Another alternative here arises if the Persistence Manager can use procedure calls to perform operations. Then, rather than excuting a simple SQL update to store the object, it directly calls the procedure that does the update, generates the audit entries and returns them. The PM can then update its cached state with the new data. This requires co-operation between the two tiers but uses this basic form of notification to avoid cache
This might be a good fit for Sybase/SQL Server configurations that make extensive use of stored procedures.
If all these CMP/CMR evolutions are implemented successfully (functionality and performance wise), the chance is developers would prefer to code in Java envir (structured OOPS environment).
I think it could be quite some way to develop and optimize (performance). Basically, container CMP/CMR/EJB-QL is basically trying to go through the life path of SQL and database queries optimizer (outter join, optimize sub-queries). Further, if the contain really wants to optimize the CMR/EJB-QL stuffs, sooner or later it needs to access the Statistic Estimate (e.g. Analysing the tables and index) of the phyiscal data volumes for at least key huge tables. Eventually, it is taking over the whole database server.
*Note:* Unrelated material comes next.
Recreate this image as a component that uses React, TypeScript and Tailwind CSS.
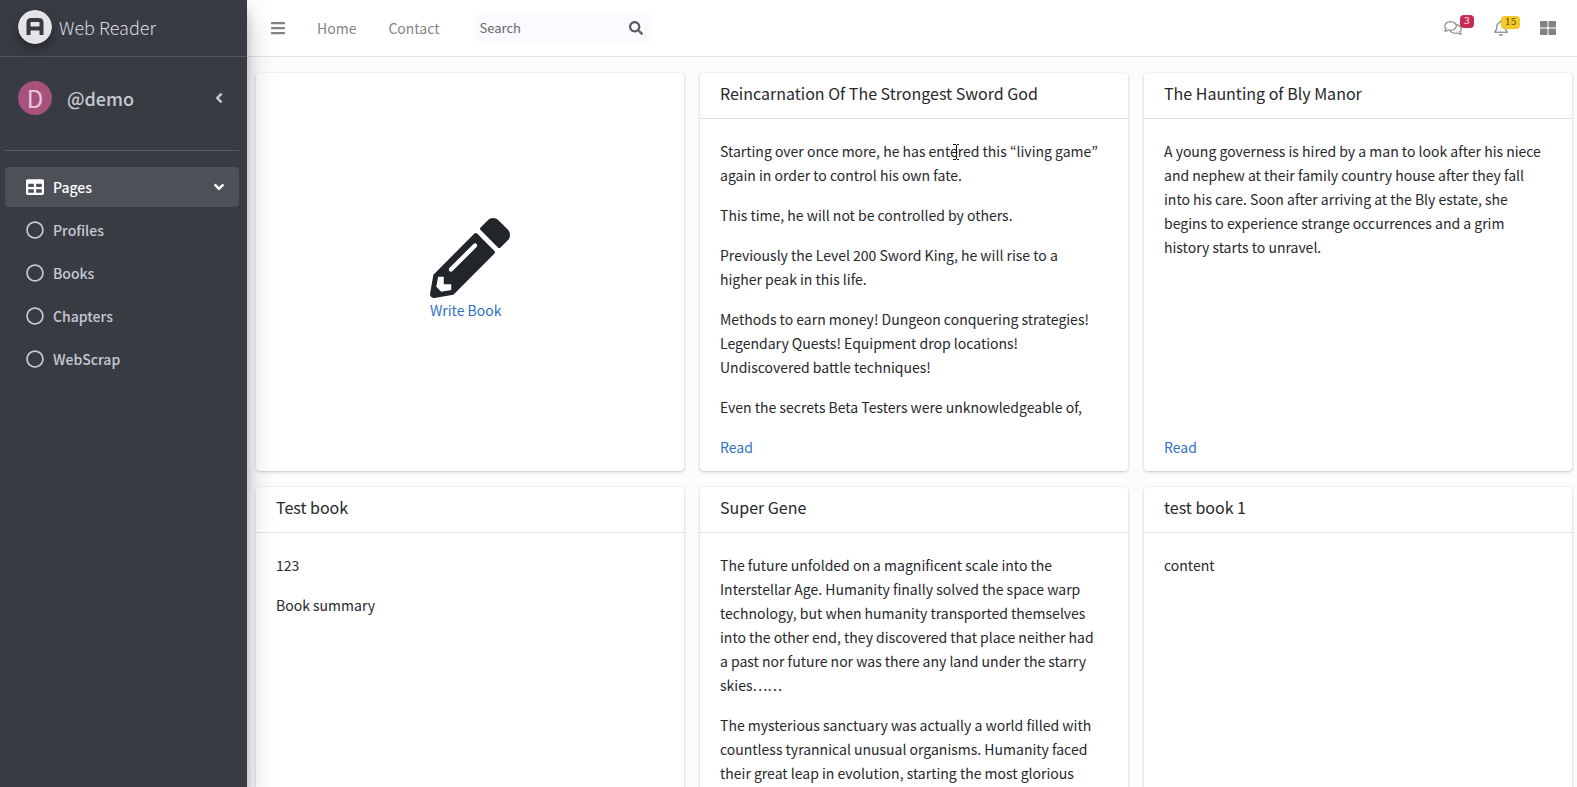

Just thinking ... Though, conceptionally, EJB sounds very neat, but is it worth to create almost full replicate of database/SQL life path which is by RDBM quite matured and efficient enough.
One bridging way it could go is like what you say, develop the functional abstraction of cache validation interface to the database server. This allows split processing issues to be address and CMP/CMR could be more in a co-operative mode with database server.
Typical and simplest scenario is: in updating huge amount of records. It is more efficient to use one update statement to database. The container cache validate interface will allow contain cache to invalidate those updated EJB in the cache instead of disabling the caching of specific EJB's in the container.